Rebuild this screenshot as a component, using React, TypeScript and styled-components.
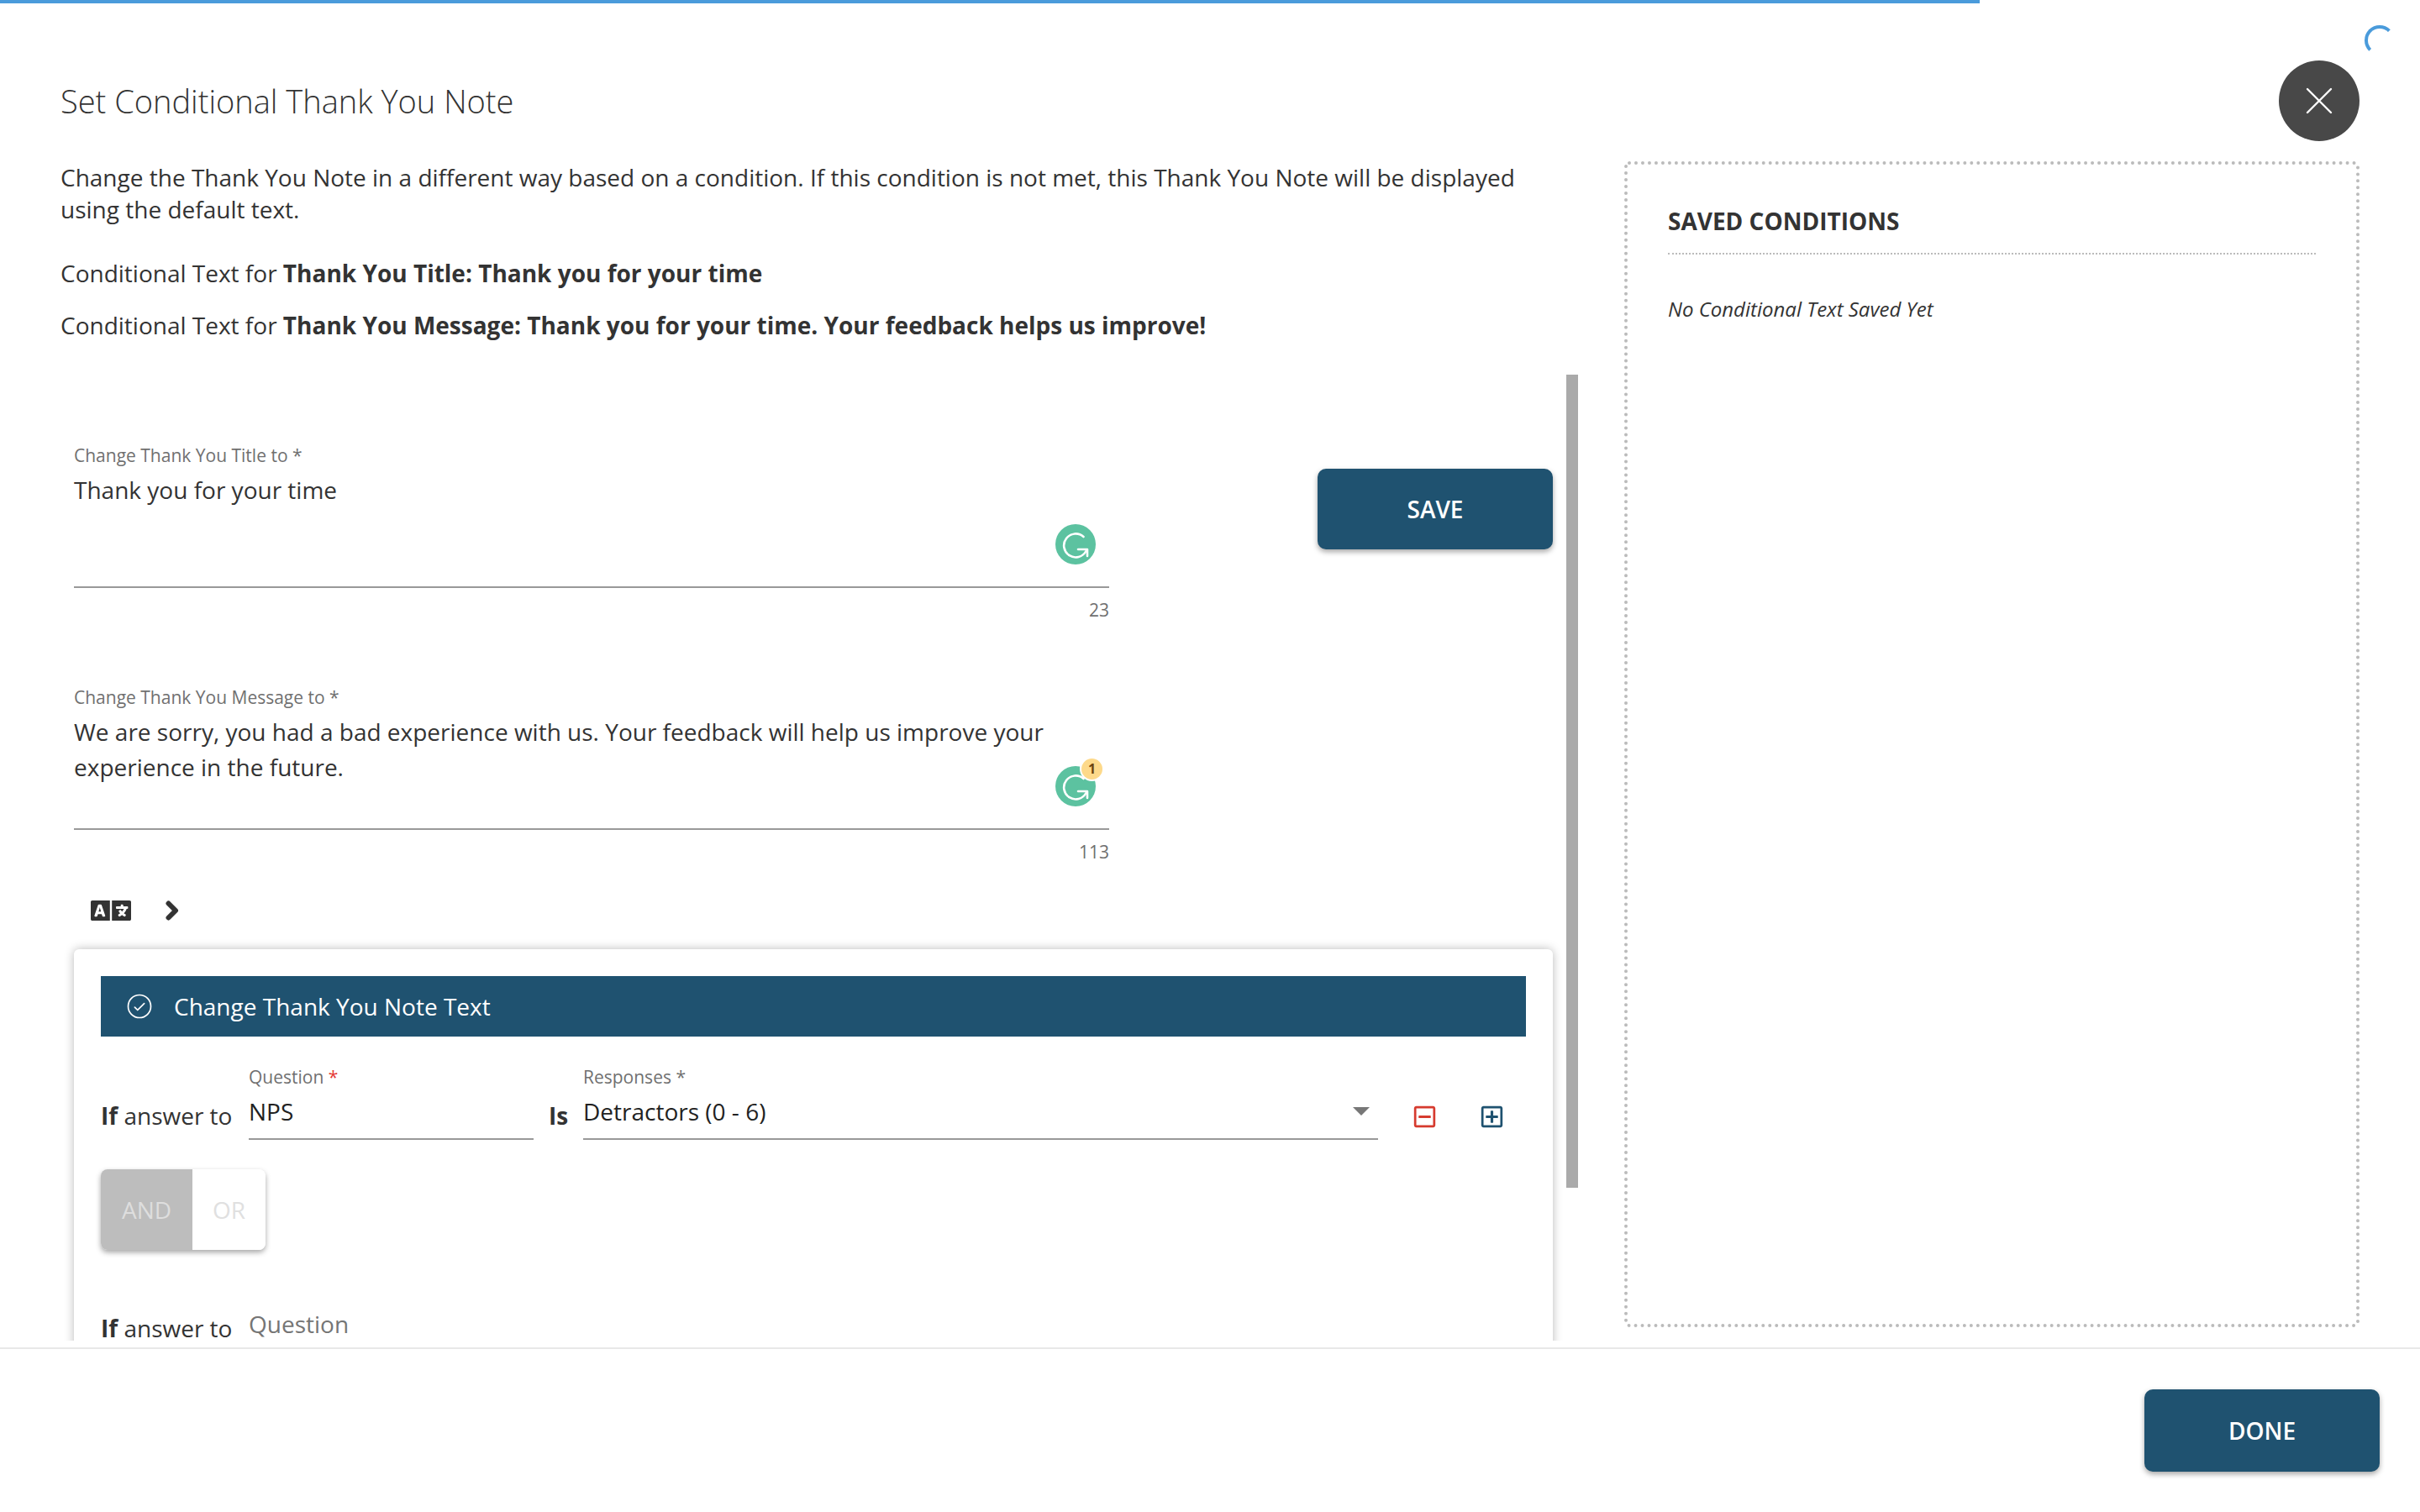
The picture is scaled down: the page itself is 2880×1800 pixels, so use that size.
import React from "react";
import styled, { createGlobalStyle } from "styled-components";
import { FaLanguage, FaRegMinusSquare, FaRegPlusSquare } from "react-icons/fa";
import { PiCheckCircleLight } from "react-icons/pi";

const Reset = createGlobalStyle`
  html, body {
    margin: 0;
    padding: 0;
    background: #fff;
  }
  * {
    box-sizing: border-box;
  }
`;

const Page = styled.div`
  position: relative;
  width: 2880px;
  height: 1800px;
  overflow: hidden;
  background: #fff;
  color: #333;
  font-family: "Open Sans", "Liberation Sans", sans-serif;
`;

// page load bar, sits over everything
const LoadBar = styled.div`
  position: absolute;
  top: 0;
  left: 0;
  width: 2356px;
  height: 4px;
  background: #4a9bdb;
  box-shadow: 20px 0 20px -14px rgba(74, 155, 219, 0.5);
`;

const Spinner = styled.div`
  position: absolute;
  top: 30px;
  right: 30px;
  width: 36px;
  height: 36px;
  border: 4px solid transparent;
  border-top-color: #4a9bdb;
  border-left-color: #4a9bdb;
  border-radius: 50%;
`;

const Header = styled.header`
  display: flex;
  align-items: center;
  justify-content: space-between;
  height: 96px;
  margin-top: 72px;
  padding: 0 72px;
`;

const Title = styled.h1`
  margin: 0;
  font-size: 38px;
  font-weight: 300;
  color: #333;
`;

const CloseButton = styled.button`
  display: flex;
  align-items: center;
  justify-content: center;
  width: 96px;
  height: 96px;
  padding: 0;
  border: 0;
  border-radius: 50%;
  background: #484848;
`;

const Body = styled.main`
  display: flex;
  justify-content: space-between;
  height: 1412px;
  margin-top: 24px;
  padding: 0 72px;
`;

const LeftColumn = styled.section`
  width: 1806px;
`;

const IntroText = styled.p`
  margin: 0 0 38px;
  width: 1760px;
  font-size: 28px;
  line-height: 38px;
`;

const ConditionLine = styled.p`
  margin: 0 0 24px;
  font-size: 28px;
  line-height: 38px;
`;

const ScrollArea = styled.div`
  position: relative;
  height: 1150px;
  margin-top: 40px;
  padding: 82px 0 0 16px;
  overflow: hidden;
`;

const ScrollThumb = styled.div`
  position: absolute;
  top: 0;
  right: 0;
  width: 14px;
  height: 968px;
  background: #aaa;
`;

const FormRow = styled.div`
  display: flex;
  align-items: flex-start;
  justify-content: space-between;
  width: 1760px;
`;

const FieldStack = styled.div`
  display: flex;
  flex-direction: column;
  gap: 76px;
  width: 1232px;
`;

const Field = styled.div`
  position: relative;
`;

const FieldLabel = styled.label`
  display: block;
  font-size: 21px;
  line-height: 28px;
  color: #707070;
`;

const FieldValue = styled.div`
  height: 144px;
  padding-top: 6px;
  border-bottom: 2px solid #999;
  font-size: 28px;
  line-height: 42px;
  color: #333;
`;

const FieldCount = styled.div`
  margin-top: 12px;
  font-size: 21px;
  line-height: 28px;
  color: #707070;
  text-align: right;
`;

const GrammarlyMark = styled.div`
  position: absolute;
  right: 16px;
  top: 96px;
  width: 48px;
  height: 48px;
`;

const GrammarlyBadge = styled.span`
  position: absolute;
  top: -9px;
  right: -8px;
  width: 25px;
  height: 25px;
  border-radius: 50%;
  background: #fdd98a;
  box-shadow: 0 0 0 2px #fff;
  color: #6b4310;
  font-size: 16px;
  font-weight: 700;
  line-height: 25px;
  text-align: center;
`;

const ActionButton = styled.button<{ $tall?: boolean }>`
  width: 280px;
  height: ${(p) => (p.$tall ? "98px" : "96px")};
  border: 0;
  border-radius: 10px;
  background: #1f5270;
  box-shadow: 0 3px 6px rgba(0, 0, 0, 0.35);
  color: #fff;
  font-family: inherit;
  font-size: 28px;
  font-weight: 600;
`;

const SaveButton = styled(ActionButton)`
  margin-top: 30px;
`;

const TranslateRow = styled.div`
  display: flex;
  align-items: center;
  gap: 41px;
  height: 24px;
  margin-top: 44px;
  padding-left: 20px;
  color: #333;
`;

const Card = styled.div`
  width: 1760px;
  margin-top: 34px;
  padding: 32px;
  border-radius: 6px;
  background: #fff;
  box-shadow: 0 0 12px rgba(0, 0, 0, 0.28);
`;

const CardHeader = styled.div`
  display: flex;
  align-items: center;
  gap: 23px;
  height: 72px;
  padding-left: 28px;
  background: #1f5270;
  color: #fff;
  font-size: 28px;
`;

const ConditionRow = styled.div`
  display: flex;
  align-items: flex-end;
  height: 89px;
  margin-top: 34px;
`;

const RowText = styled.span<{ $width: number }>`
  flex: none;
  width: ${(p) => p.$width}px;
  padding-bottom: 10px;
  font-size: 28px;
  line-height: 38px;
  color: #333;
  b {
    font-weight: 700;
  }
`;

const IsText = styled(RowText)`
  padding-left: 18px;
`;

const SelectField = styled.div<{ $width: number }>`
  position: relative;
  flex: none;
  width: ${(p) => p.$width}px;
`;

const SelectLabel = styled.div`
  height: 28px;
  font-size: 21px;
  line-height: 28px;
  color: #707070;
  i {
    font-style: normal;
    color: #e53935;
  }
`;

const SelectValue = styled.div<{ $empty?: boolean }>`
  height: 61px;
  padding-top: 8px;
  border-bottom: 2px solid #999;
  font-size: 28px;
  line-height: 38px;
  color: ${(p) => (p.$empty ? "#757575" : "#222")};
`;

const Caret = styled.span`
  position: absolute;
  right: 10px;
  top: 50px;
  border-left: 10px solid transparent;
  border-right: 10px solid transparent;
  border-top: 10px solid #777;
`;

const IconButtons = styled.div`
  display: flex;
  gap: 51px;
  margin-left: 41px;
  padding-bottom: 13px;
  font-size: 29px;
  line-height: 0;
`;

const IconSlot = styled.span<{ $color: string }>`
  color: ${(p) => p.$color};
`;

const LogicToggle = styled.div`
  display: flex;
  width: 196px;
  height: 96px;
  margin-top: 35px;
  border-radius: 8px;
  overflow: hidden;
  box-shadow: 0 3px 6px rgba(0, 0, 0, 0.35);
  font-size: 28px;
`;

const LogicOption = styled.div<{ $active?: boolean }>`
  display: flex;
  align-items: center;
  justify-content: center;
  width: ${(p) => (p.$active ? "109px" : "87px")};
  background: ${(p) => (p.$active ? "#bdbdbd" : "#fff")};
  color: ${(p) => (p.$active ? "#dedede" : "#e0e0e0")};
`;

const SecondRow = styled(ConditionRow)`
  margin-top: 33px;
`;

const SavedPanel = styled.aside`
  width: 875px;
  height: 1388px;
  padding: 47px 48px 0 48px;
  border: 4px dotted #bbb;
  border-radius: 6px;
`;

const SavedTitle = styled.h2`
  margin: 0;
  padding-bottom: 18px;
  border-bottom: 2px dotted #bbb;
  font-size: 28px;
  line-height: 40px;
  font-weight: 700;
  color: #333;
`;

const SavedEmpty = styled.p`
  margin: 48px 0 0;
  font-size: 24px;
  line-height: 34px;
  font-style: italic;
  color: #333;
`;

const Footer = styled.footer`
  display: flex;
  justify-content: flex-end;
  height: 196px;
  padding: 48px 48px 0 0;
  border-top: 2px solid #e8e8e8;
`;

function GrammarlyIcon() {
  return (
    <svg width="48" height="48" viewBox="0 0 48 48">
      <circle cx="24" cy="24" r="24" fill="#5cc2a0" />
      <path
        d="M33.5 15A14 14 0 1 0 36.5 32"
        fill="none"
        stroke="#fff"
        strokeWidth="2.6"
        strokeLinecap="round"
      />
      <path
        d="M27 30H38V38"
        fill="none"
        stroke="#fff"
        strokeWidth="2.6"
        strokeLinecap="round"
        strokeLinejoin="round"
      />
    </svg>
  );
}

function CloseIcon() {
  return (
    <svg width="32" height="32" viewBox="0 0 32 32">
      <path d="M2 2l28 28M30 2L2 30" stroke="#fff" strokeWidth="2.4" strokeLinecap="round" />
    </svg>
  );
}

function ChevronIcon() {
  return (
    <svg width="16" height="24" viewBox="0 0 16 24">
      <path
        d="M3.5 3.5L12 12L3.5 20.5"
        fill="none"
        stroke="currentColor"
        strokeWidth="6"
        strokeLinecap="round"
        strokeLinejoin="round"
      />
    </svg>
  );
}

export default function App() {
  return (
    <Page>
      <Reset />
      <LoadBar />
      <Spinner />
      <Header>
        <Title>Set Conditional Thank You Note</Title>
        <CloseButton aria-label="Close">
          <CloseIcon />
        </CloseButton>
      </Header>
      <Body>
        <LeftColumn>
          <IntroText>
            Change the Thank You Note in a different way based on a condition. If this condition is
            not met, this Thank You Note will be displayed using the default text.
          </IntroText>
          <ConditionLine>
            Conditional Text for <b>Thank You Title: Thank you for your time</b>
          </ConditionLine>
          <ConditionLine>
            Conditional Text for{" "}
            <b>Thank You Message: Thank you for your time. Your feedback helps us improve!</b>
          </ConditionLine>
          <ScrollArea>
            <ScrollThumb />
            <FormRow>
              <FieldStack>
                <Field>
                  <FieldLabel>Change Thank You Title to *</FieldLabel>
                  <FieldValue>Thank you for your time</FieldValue>
                  <GrammarlyMark>
                    <GrammarlyIcon />
                  </GrammarlyMark>
                  <FieldCount>23</FieldCount>
                </Field>
                <Field>
                  <FieldLabel>Change Thank You Message to *</FieldLabel>
                  <FieldValue>
                    We are sorry, you had a bad experience with us. Your feedback will help us
                    improve your experience in the future.
                  </FieldValue>
                  <GrammarlyMark>
                    <GrammarlyIcon />
                    <GrammarlyBadge>1</GrammarlyBadge>
                  </GrammarlyMark>
                  <FieldCount>113</FieldCount>
                </Field>
              </FieldStack>
              <SaveButton>SAVE</SaveButton>
            </FormRow>
            <TranslateRow>
              <FaLanguage size={48} />
              <ChevronIcon />
            </TranslateRow>
            <Card>
              <CardHeader>
                <PiCheckCircleLight size={36} />
                Change Thank You Note Text
              </CardHeader>
              <ConditionRow>
                <RowText $width={176}>
                  <b>If</b> answer to
                </RowText>
                <SelectField $width={339}>
                  <SelectLabel>
                    Question <i>*</i>
                  </SelectLabel>
                  <SelectValue>NPS</SelectValue>
                </SelectField>
                <IsText $width={59}>
                  <b>Is</b>
                </IsText>
                <SelectField $width={946}>
                  <SelectLabel>Responses *</SelectLabel>
                  <SelectValue>Detractors (0 - 6)</SelectValue>
                  <Caret />
                </SelectField>
                <IconButtons>
                  <IconSlot $color="#d63b2f">
                    <FaRegMinusSquare />
                  </IconSlot>
                  <IconSlot $color="#1f5270">
                    <FaRegPlusSquare />
                  </IconSlot>
                </IconButtons>
              </ConditionRow>
              <LogicToggle>
                <LogicOption $active>AND</LogicOption>
                <LogicOption>OR</LogicOption>
              </LogicToggle>
              <SecondRow>
                <RowText $width={176}>
                  <b>If</b> answer to
                </RowText>
                <SelectField $width={339}>
                  <SelectLabel />
                  <SelectValue $empty>Question</SelectValue>
                </SelectField>
              </SecondRow>
            </Card>
          </ScrollArea>
        </LeftColumn>
        <SavedPanel>
          <SavedTitle>SAVED CONDITIONS</SavedTitle>
          <SavedEmpty>No Conditional Text Saved Yet</SavedEmpty>
        </SavedPanel>
      </Body>
      <Footer>
        <ActionButton $tall>DONE</ActionButton>
      </Footer>
    </Page>
  );
}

+---+

▸ Stated goal: Identify every line holding the word "this" and copy it out.

▸ Solution to the exercise:
Rebuild this screenshot as a component, using React, TypeScript and styled-components.
            Change the Thank You Note in a different way based on a condition. If this condition is
            not met, this Thank You Note will be displayed using the default text.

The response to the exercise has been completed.